Let’s see how many eyebrows I can raise tonight. Not much fazes me anymore, so it’s more of a challenge to see if anything will raise my eyebrow.

  • Couples, would it be a turn on to have a sex with guy in his mid 50s with a pock marked face and long flowing blondish hair that makes him look sort of girlish? Yes, this man is brave enough to post his picture though thankfully he has his clothes on. He says he’s bi and that his hair is shorter now. While he says he’s done this before he is really after the guy. He wants to orally please him to complete ecstasy. Oh, he smokes and is “physically challenged”. To me he looks like a creepy serial murderer.
  • He’s 28 and from Alexandria and his birthday is Sunday. His Latina girlfriend will be his slave for the day as his birthday present. What he wants to do is tie her up naked on the bed and let men come over and jerk off all over her. Apparently this does not include penetration or any oral sex. You can see head and crotch shots of her at the link. The younger the better but you must be at least seven inches and in shape to take advantage of this opportunity.
  • This 23-year-old guy is into female nerds, presumably the type that watch Third Rock from the Sun. He’s looking for freckles, braces and glasses and wants all three but will settle for less. Curiously one thing he is not explicitly looking for is sex. Now that’s kinky!
  • This submissive bottom transgender’s ad is nothing special, but the little white ball hanging off the back of his/her panties certainly is odd. He’s 38 and lives in South Arlington and, of course, is looking for a man.
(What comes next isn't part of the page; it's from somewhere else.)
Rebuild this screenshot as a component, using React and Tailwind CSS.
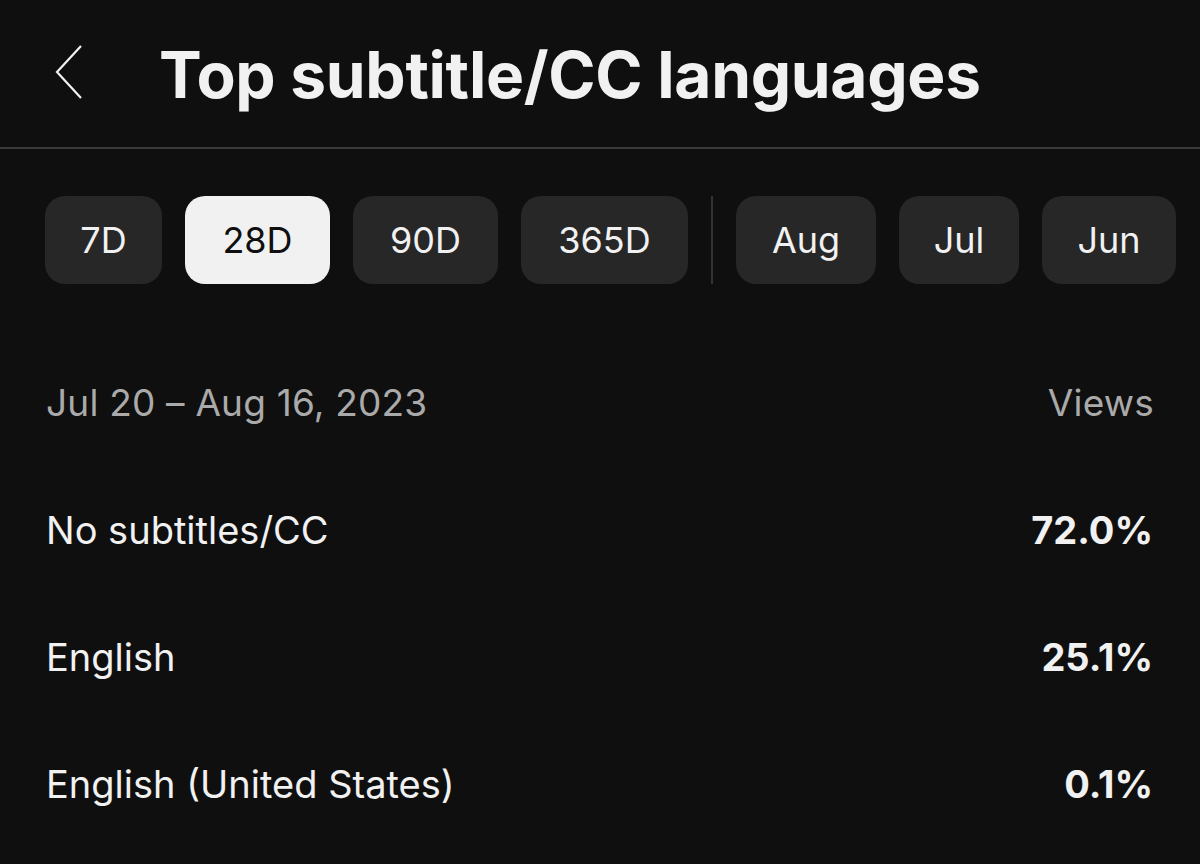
export default function App() {
  const chips = [
    { l: "7D", w: "w-[117px]" },
    { l: "28D", w: "w-[145px]", sel: true },
    { l: "90D", w: "w-[145px]" },
    { l: "365D", w: "w-[167px]" },
  ];
  const months = [
    { l: "Aug", w: "w-[140px]" },
    { l: "Jul", w: "w-[120px]" },
    { l: "Jun", w: "w-[134px]" },
  ];
  const rows = [
    ["No subtitles/CC", "72.0%"],
    ["English", "25.1%"],
    ["English (United States)", "0.1%"],
  ];
  return (
    <div className="w-[1200px] h-[864px] bg-[#0f0f0f] overflow-hidden text-white" style={{ fontFamily: "Inter, Roboto, 'Liberation Sans', sans-serif" }}>
      <div className="h-[149px] flex items-center pl-[54px] border-b-2 border-[#3b3b3b]">
        <svg width="30" height="58" viewBox="0 0 30 58" className="mt-[-2px]">
          <polyline points="27,2 3,28 27,54" fill="none" stroke="#f1f1f1" strokeWidth="2.2" />
        </svg>
        <h1 className="ml-[75px] text-[64px] font-bold text-[#f1f1f1] tracking-[-0.3px] leading-none mt-[2px]">Top subtitle/CC languages</h1>
      </div>
      <div className="flex items-center gap-[23px] pl-[45px] mt-[47px]">
        {chips.map((c) => (
          <div key={c.l} className={`${c.w} h-[88px] rounded-[20px] flex items-center justify-center text-[36px] ${c.sel ? "bg-[#f1f1f1] text-[#0f0f0f]" : "bg-[#272727] text-[#f1f1f1]"}`}>{c.l}</div>
        ))}
        <div className="w-[2px] h-[88px] bg-[#333333]" />
        {months.map((c) => (
          <div key={c.l} className={`${c.w} h-[88px] rounded-[20px] flex items-center justify-center text-[36px] bg-[#272727] text-[#f1f1f1]`}>{c.l}</div>
        ))}
      </div>
      <div className="flex justify-between items-center pl-[46px] pr-[46px] mt-[100px] text-[37px] tracking-[0.2px] text-[#aaaaaa] leading-none">
        <span>Jul 20 – Aug 16, 2023</span>
        <span>Views</span>
      </div>
      <div className="flex flex-col mt-[90px] pl-[46px] pr-[47px]">
        {rows.map(([a, b]) => (
          <div key={a} className="h-[127px] flex justify-between items-start text-[38px] leading-none text-[#f1f1f1]">
            <span>{a}</span>
            <span className="font-bold">{b}</span>
          </div>
        ))}
      </div>
    </div>
  );
}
  • Men don’t get to have all the kinky fun on Craigslist. Women can let their hair down too, as in this woman for multiple women ad proves. She’s a 30-year-old woman who is hosting a women only party tomorrow. You can be hetero, bi or a lesbian, it doesn’t matter, but you should come prepared to let your hair down. From the posted pictures also be prepared to let most of your clothes down as well. The fun starts at 8 p.m. and lasts until 1 a.m. If you are a woman in a hurry and are looking for just one woman tonight and are between 25-40, hit this size 18 up!
  • She’s 32, lives in Vienna and looks great with soapy water running down her ass. She is also married but that doesn’t seem to be an issue if you want to be intimate with her, providing you are a dominant black man six foot or taller and 35+.
  • Here’s a new way to get women’s attention: lure them with the promise of naked yoga. A few problems: he’s 40, married and new to yoga. Be prepared to dial 911 when he breaks a hamstring.
  • If you are gay and into deciphering a very hard to understand post full of acronyms, partially spelled words and lots of odd punctuation, this 51-year-old old coot from Fort Hunt may be just what you need tonight. Clearly, he won’t be winning any spelling bees.
  • If I were part of a couple into swinging with other couples and about twenty years younger, I’d definitely run, not walk, for the opportunity to hook up with the female half of this couple from Arlington. She’s Asian, has long flowing hair and breasts of someone half her age. In fact, I may need to go take a cold shower! If you can’t find the ad don’t worry as apparently it was posted twice.
  • All right, 35-year-old guy from Sterling! Four ads about your desire to give a woman oral sex (and get yourself a FWB) are enough! Most likely you still won’t get any legitimate responses.
  • Submissive ladies, why have one master when you can have two? Actually, it’s one master (49) and one mistress (29) and you can look forward to bondage, humiliation, pain and more humiliation. They are waiting for your worthless reply.
  • I had no idea what “manscaping” was until I read this ad from a 44-year-old guy near Fair Oaks Mall. Apparently it involves razors and shaving cream and it’s something men do to other men. I’ll pass, thanks.
  • Here’s something odd: a couple looking for a woman, but only to take photos of them nude.
  • One of the kinks out there I will never get is urinating into someone’s mouth. Here’s a 28-year-old guy from Arlington (warning: explicit picture) looking for a guy to do this to him.

If the above looks pretty kinky or bizarre to you, you don’t hang out on Craigslist regularly. This is pretty pedestrian stuff. Let’s see if I find something weirder next month.